Simnikiwe Hlatshaneni
Premium Journalist
2 minute read
10 Mar 2018
6:41 am

Game farming for communities on the land agenda

Simnikiwe Hlatshaneni

Ten million hectares of land is to be allocated to previously disadvantaged communities to benefit from the wildlife economy.

Picture: South Coast Herald.

With wildlife economy transformation being a key focus at this year’s Biodiversity Indaba, the environmental affairs department will be allocating 10 million hectares of land to allow previously disadvantaged communities to benefit from this multibillion-rand industry.

Xola Mkefe, director of wildlife economy at the department, said government would have to train more communities in restituted land to avoid efforts going to waste. That was a pattern seen in the agricultural sector, where around 75% of restituted land became economically inactive.

“Last year, we started training about 30 different community property associations, specifically on governance issues because we discovered that governance becomes an issue. All of a sudden, people find themselves as owners of these huge numbers of hectares of land, but they don’t have the skills [to work it].”

Government wants to identify areas where people could not only work the land and sell land products to industry, but also benefit from their produce.

But this, according to the departmental minister, Edna Molewa, meant people needed training and business support.

“There is a lot of training that is needed here. This is the beginning of the rollout of those programmes. This area is a hub of bioprospecting.

“We are saying the thing of harvesting for other people over and over, it needs to come to an end because they have their own farms, they can actually plant things, harvest them and do their own processing,” he said.

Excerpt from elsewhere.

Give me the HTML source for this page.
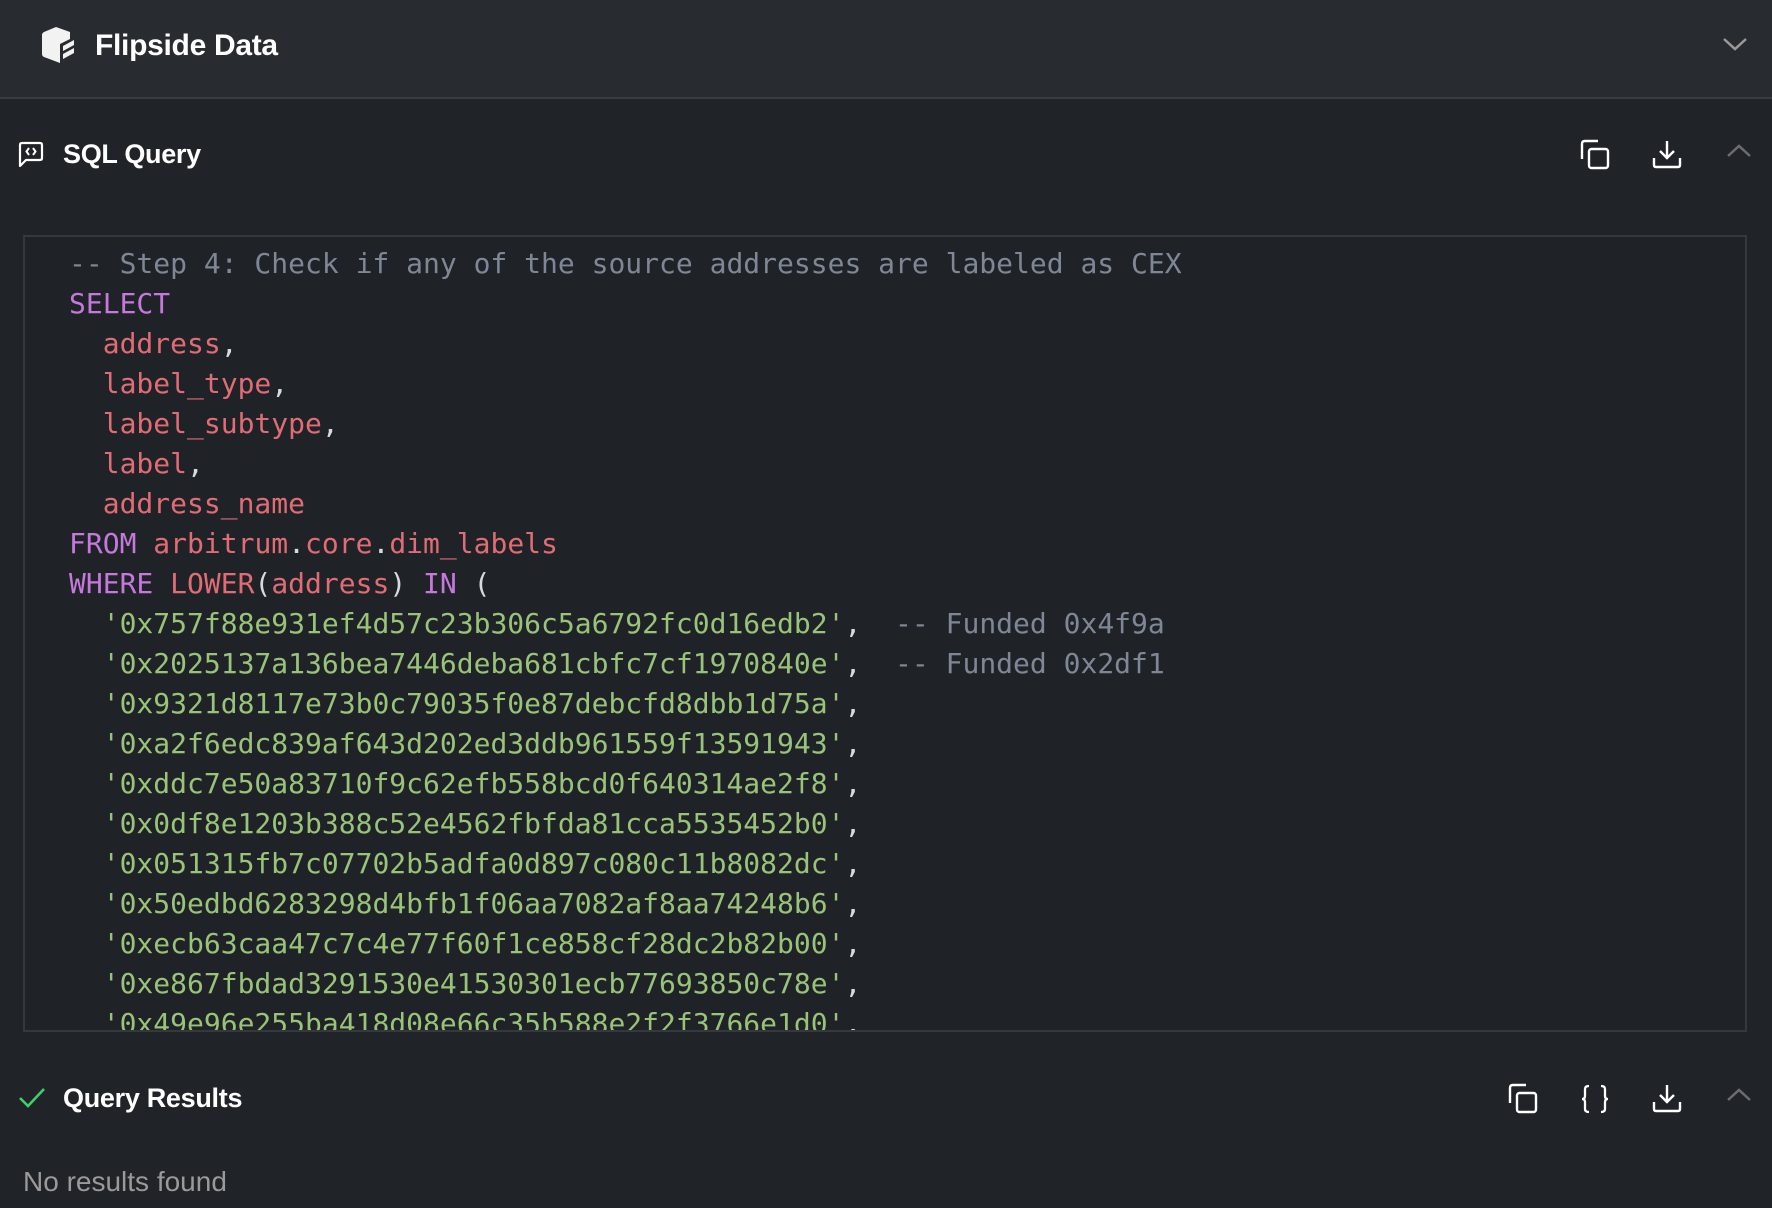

This week, a rural community in the former Ciskei area near Alice in the Eastern Cape officially received title deeds and were loaned some wild animals in a bid to kick-start the Double Drift Game Farm.

But the issue is hazardous, as community members say people were initially moved in the ’80s, to make way for a reserve. Their land claim was processed in 2012.

“This land was taken when it was declared a conservation area in 1981,” said Zama Memela, the acting chief director for the Eastern Cape regional land claims commission. Land reform in the Eastern Cape involves giving title deeds to communities.